§ **EXERCISE GOAL**: Repeat exactly the lines from the line with "Convert this screenshot to React, TypeScript" to the line with "const PINK = '#ff2d6f';", including both, and leave out any pictures.

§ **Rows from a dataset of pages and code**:
◇ ◇ ◇ ◇

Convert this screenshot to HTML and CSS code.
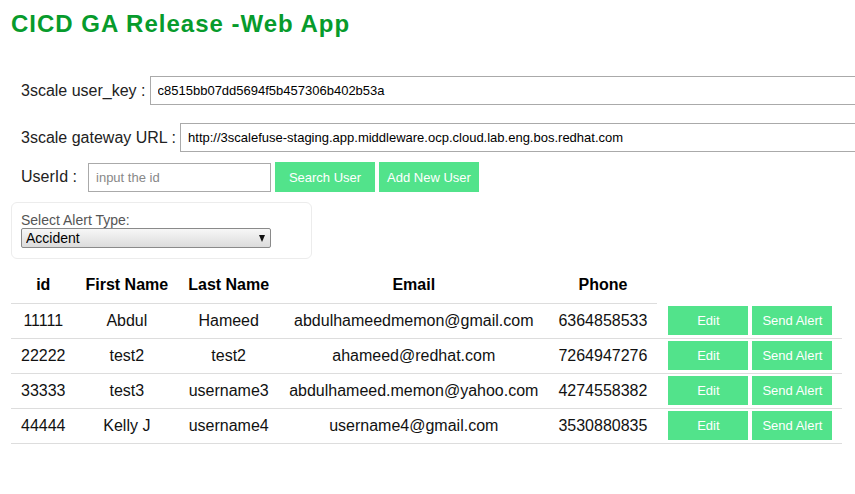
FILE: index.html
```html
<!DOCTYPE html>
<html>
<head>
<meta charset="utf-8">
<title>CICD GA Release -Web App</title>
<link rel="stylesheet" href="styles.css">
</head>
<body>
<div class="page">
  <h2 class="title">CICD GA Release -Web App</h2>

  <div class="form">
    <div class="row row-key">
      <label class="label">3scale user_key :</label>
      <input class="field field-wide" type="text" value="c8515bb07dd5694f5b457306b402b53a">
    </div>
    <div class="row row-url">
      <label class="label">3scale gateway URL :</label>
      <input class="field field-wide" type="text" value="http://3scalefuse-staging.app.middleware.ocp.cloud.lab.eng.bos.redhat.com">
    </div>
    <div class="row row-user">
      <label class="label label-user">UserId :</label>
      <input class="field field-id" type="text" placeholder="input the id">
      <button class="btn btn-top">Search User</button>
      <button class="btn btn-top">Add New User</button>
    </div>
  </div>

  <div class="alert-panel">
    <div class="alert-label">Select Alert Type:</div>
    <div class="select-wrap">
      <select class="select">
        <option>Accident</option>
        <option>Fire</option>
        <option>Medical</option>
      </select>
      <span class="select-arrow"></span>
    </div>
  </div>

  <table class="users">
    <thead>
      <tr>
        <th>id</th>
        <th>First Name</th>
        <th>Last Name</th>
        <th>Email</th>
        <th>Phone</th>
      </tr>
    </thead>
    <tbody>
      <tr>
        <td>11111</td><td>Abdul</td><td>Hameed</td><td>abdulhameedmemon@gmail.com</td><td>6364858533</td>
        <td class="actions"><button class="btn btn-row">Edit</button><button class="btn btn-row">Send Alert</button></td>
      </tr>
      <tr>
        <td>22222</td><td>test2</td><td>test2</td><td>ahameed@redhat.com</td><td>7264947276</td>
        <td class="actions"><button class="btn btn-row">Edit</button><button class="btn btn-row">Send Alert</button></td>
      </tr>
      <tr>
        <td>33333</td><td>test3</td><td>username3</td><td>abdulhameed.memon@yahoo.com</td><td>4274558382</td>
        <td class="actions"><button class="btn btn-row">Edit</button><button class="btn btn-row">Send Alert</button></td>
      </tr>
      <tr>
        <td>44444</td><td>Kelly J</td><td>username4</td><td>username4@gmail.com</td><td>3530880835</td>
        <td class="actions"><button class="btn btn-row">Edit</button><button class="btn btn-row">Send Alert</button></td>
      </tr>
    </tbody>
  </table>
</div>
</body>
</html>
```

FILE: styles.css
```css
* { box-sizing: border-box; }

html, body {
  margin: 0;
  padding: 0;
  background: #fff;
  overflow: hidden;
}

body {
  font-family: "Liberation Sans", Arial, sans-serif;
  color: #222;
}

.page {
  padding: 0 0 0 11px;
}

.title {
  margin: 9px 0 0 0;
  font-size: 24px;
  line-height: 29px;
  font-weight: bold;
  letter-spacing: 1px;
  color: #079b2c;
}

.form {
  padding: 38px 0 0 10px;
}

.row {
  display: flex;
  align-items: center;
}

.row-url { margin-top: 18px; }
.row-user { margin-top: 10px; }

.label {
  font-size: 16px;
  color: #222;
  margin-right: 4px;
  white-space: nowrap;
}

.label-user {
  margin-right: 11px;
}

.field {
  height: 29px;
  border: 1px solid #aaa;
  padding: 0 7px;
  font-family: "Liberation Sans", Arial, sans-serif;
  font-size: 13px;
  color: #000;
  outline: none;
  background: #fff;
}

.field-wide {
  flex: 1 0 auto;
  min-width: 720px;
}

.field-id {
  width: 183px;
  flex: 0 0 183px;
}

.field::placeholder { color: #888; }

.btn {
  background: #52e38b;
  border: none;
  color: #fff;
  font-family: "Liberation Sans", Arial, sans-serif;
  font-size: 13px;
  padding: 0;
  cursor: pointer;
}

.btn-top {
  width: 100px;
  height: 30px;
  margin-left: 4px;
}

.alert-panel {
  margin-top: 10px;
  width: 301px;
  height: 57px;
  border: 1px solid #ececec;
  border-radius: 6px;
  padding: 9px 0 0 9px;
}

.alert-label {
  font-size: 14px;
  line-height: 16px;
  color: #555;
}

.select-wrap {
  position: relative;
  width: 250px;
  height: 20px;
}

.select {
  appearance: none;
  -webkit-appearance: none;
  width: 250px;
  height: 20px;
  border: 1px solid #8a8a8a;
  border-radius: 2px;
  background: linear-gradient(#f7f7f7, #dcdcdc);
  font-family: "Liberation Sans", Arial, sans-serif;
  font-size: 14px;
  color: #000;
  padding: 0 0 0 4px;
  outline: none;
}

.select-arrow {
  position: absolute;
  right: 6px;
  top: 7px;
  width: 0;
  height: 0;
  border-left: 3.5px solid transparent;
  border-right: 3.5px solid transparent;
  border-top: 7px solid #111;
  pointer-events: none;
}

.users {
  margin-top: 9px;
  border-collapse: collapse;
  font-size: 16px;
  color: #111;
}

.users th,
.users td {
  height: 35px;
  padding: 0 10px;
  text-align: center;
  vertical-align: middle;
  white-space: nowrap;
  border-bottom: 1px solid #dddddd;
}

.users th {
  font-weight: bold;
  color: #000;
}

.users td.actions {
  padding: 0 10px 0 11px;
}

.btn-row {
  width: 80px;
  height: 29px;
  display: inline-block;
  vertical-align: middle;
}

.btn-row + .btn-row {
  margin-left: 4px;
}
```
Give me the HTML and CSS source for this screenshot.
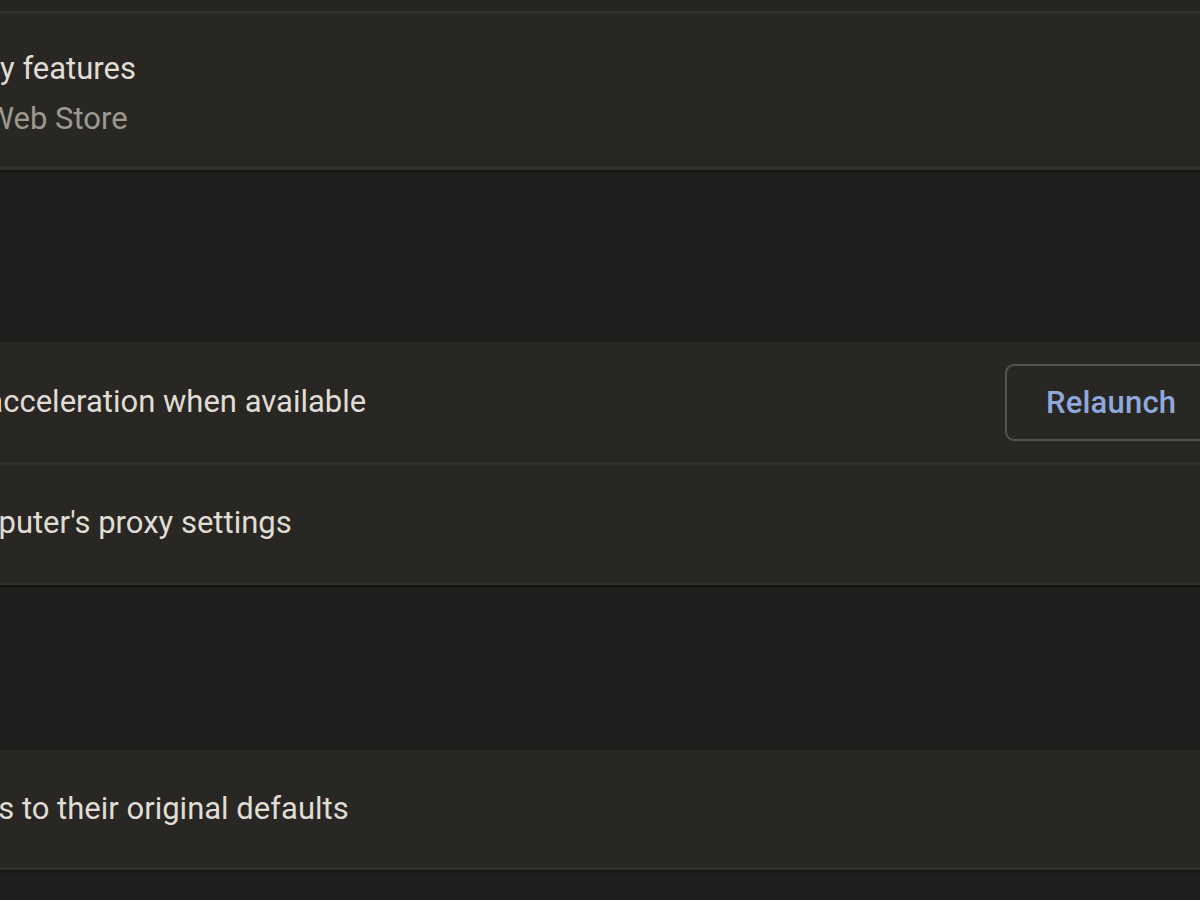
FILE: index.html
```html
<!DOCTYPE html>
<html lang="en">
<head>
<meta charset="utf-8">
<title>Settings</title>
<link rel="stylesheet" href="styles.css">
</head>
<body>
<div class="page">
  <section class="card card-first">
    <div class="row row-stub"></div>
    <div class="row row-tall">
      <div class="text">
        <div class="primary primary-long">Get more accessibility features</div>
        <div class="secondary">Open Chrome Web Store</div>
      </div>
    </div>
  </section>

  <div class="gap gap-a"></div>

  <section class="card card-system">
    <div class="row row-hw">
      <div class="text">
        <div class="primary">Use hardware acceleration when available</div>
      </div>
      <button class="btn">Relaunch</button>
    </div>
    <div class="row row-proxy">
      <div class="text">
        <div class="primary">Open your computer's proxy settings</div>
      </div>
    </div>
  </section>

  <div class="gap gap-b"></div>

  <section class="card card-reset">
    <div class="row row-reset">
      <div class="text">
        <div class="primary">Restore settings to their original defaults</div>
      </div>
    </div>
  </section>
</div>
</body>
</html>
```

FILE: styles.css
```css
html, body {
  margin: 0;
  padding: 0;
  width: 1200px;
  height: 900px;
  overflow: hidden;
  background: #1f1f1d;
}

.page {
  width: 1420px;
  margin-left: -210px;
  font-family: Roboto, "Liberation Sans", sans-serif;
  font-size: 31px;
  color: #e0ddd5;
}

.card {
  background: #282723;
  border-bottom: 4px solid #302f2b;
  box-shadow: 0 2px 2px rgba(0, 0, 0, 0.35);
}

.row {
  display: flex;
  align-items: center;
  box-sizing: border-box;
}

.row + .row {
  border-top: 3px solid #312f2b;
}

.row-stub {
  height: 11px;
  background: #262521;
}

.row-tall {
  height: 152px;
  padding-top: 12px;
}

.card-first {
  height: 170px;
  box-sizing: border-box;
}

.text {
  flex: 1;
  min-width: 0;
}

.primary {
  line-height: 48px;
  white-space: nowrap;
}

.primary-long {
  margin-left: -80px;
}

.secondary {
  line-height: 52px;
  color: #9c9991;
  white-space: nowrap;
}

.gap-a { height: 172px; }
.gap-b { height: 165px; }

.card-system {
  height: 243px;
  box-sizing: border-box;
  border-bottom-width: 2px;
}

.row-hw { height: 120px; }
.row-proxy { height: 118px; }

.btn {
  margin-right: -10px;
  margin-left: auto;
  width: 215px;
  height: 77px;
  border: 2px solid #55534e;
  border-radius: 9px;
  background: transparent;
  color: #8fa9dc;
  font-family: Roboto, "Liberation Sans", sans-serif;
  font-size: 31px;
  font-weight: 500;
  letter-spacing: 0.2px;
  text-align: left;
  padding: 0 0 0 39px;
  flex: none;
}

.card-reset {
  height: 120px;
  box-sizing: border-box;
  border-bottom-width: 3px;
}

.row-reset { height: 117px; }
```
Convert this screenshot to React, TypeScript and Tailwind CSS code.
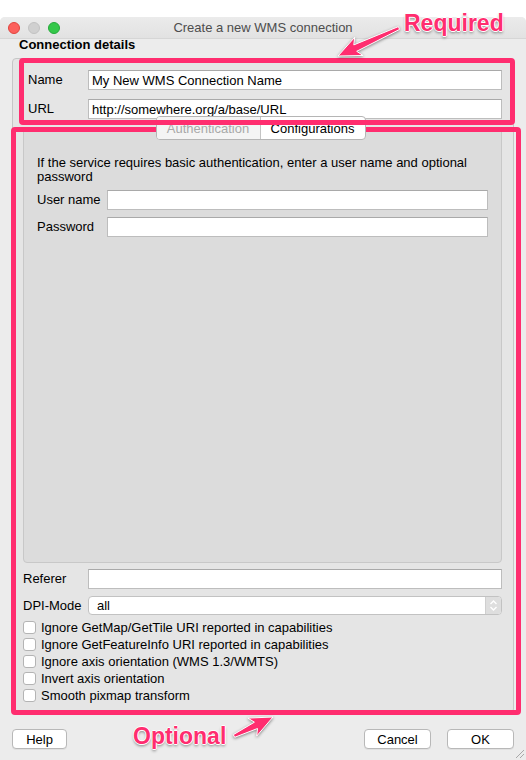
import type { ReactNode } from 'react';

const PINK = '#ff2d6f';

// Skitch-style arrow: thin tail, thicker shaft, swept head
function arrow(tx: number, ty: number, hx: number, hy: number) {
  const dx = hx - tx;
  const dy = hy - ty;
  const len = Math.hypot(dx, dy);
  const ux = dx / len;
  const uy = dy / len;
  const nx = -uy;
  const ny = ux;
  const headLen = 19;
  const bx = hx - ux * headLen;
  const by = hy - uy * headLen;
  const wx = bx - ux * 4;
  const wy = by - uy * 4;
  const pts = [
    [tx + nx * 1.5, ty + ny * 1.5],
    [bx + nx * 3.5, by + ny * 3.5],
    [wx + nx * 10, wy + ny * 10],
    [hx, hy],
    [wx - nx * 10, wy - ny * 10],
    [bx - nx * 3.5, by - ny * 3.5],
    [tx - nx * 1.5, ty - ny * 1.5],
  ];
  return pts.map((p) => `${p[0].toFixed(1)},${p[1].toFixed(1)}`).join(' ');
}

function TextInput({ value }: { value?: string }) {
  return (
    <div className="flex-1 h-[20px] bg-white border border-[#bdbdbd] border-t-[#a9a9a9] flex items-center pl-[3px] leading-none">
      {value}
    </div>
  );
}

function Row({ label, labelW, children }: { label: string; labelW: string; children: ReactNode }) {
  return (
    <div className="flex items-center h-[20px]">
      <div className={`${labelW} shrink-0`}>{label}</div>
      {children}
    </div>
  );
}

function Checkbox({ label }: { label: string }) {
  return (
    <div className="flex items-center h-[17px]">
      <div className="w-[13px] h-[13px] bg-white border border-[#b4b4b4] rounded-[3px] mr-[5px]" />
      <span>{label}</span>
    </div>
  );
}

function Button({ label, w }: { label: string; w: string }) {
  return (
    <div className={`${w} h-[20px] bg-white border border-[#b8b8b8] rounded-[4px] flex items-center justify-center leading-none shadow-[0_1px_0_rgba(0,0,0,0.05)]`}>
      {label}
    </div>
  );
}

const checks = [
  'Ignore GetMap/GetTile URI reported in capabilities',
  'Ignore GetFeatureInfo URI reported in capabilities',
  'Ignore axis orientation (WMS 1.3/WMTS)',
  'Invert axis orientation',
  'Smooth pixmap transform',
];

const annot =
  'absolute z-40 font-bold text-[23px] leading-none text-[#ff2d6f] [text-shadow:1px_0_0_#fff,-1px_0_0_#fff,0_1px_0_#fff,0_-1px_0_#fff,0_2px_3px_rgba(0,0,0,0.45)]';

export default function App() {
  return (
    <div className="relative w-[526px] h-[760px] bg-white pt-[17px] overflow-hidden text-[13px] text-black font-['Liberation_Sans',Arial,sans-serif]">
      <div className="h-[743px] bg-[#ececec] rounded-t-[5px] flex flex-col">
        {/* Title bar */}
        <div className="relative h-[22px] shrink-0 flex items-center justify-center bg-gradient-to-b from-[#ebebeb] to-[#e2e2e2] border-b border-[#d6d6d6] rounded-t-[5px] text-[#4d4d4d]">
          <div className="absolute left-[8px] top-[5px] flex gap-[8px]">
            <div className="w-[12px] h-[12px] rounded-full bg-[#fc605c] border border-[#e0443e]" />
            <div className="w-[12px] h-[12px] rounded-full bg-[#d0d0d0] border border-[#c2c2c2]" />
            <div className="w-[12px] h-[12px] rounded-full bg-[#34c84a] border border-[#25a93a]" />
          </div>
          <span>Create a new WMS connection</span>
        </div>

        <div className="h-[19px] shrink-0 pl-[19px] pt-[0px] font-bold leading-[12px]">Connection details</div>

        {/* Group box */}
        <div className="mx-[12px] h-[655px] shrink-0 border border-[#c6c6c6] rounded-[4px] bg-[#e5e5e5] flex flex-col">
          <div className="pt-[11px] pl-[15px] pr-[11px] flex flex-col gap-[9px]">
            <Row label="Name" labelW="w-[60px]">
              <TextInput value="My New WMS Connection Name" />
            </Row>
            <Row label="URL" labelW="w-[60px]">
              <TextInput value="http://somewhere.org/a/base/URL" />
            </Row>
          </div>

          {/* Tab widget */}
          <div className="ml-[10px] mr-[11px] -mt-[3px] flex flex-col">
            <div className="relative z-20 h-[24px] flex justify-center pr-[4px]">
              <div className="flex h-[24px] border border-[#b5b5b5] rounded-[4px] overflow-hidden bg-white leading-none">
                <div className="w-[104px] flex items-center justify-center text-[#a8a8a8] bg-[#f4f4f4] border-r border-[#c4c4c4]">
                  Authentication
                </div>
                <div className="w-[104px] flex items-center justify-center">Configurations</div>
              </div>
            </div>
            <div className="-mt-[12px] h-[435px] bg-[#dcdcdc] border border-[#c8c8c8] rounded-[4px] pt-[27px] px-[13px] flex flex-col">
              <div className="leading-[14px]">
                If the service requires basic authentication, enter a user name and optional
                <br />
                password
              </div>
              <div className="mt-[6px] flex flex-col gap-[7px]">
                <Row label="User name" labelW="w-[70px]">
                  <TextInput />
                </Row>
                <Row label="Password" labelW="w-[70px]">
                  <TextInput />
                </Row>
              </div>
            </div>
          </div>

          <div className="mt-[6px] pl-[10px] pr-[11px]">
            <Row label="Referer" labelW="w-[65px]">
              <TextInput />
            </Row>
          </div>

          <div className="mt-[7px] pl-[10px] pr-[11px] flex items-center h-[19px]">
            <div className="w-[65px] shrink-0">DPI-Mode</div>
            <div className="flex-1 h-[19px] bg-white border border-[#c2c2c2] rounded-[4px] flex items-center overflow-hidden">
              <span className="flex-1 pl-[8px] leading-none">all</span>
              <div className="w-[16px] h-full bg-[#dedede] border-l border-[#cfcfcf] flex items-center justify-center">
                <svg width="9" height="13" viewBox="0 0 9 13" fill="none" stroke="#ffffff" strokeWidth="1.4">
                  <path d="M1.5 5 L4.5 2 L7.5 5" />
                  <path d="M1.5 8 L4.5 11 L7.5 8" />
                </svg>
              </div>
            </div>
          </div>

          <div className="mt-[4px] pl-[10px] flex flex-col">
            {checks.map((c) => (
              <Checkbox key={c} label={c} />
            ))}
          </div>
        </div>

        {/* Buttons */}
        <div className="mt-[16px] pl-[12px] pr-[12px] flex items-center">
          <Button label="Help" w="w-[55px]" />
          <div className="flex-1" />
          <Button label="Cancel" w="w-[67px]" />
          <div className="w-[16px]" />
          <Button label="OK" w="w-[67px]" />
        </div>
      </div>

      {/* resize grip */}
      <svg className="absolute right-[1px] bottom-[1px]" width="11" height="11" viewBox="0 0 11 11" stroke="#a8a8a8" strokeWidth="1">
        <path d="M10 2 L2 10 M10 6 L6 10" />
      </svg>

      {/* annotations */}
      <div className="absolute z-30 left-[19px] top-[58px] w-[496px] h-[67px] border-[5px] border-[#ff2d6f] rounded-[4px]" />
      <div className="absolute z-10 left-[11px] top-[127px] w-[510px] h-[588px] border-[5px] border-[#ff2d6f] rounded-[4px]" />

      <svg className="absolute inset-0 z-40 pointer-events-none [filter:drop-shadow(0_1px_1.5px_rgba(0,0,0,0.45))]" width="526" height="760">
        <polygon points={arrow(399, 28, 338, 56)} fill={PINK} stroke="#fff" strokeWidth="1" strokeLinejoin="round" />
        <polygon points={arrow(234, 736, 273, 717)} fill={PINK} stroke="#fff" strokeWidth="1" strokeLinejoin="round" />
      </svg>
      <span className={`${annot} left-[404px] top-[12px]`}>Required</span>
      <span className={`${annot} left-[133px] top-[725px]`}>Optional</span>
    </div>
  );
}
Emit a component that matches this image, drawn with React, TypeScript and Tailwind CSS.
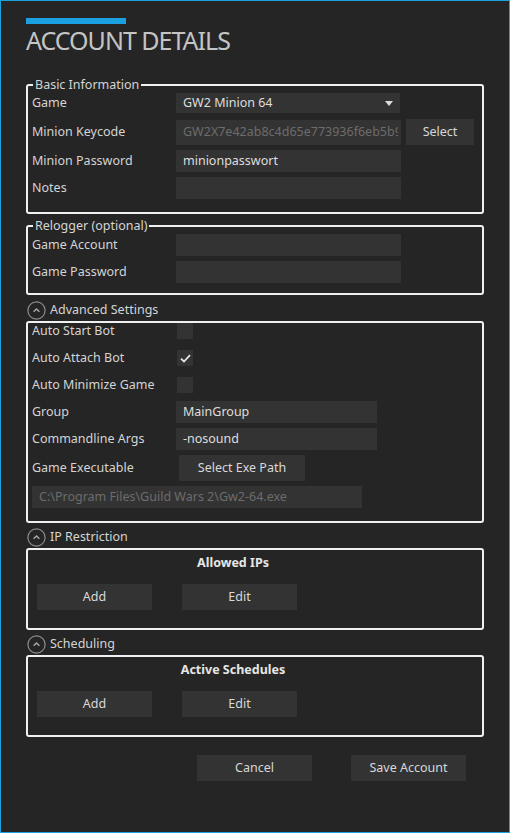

◇ ◇ ◇ ◇

§ **ANSWER TO THE PROBLEM**:
Convert this screenshot to React, TypeScript and Tailwind CSS code.
import type { ReactNode } from 'react';

const PINK = '#ff2d6f';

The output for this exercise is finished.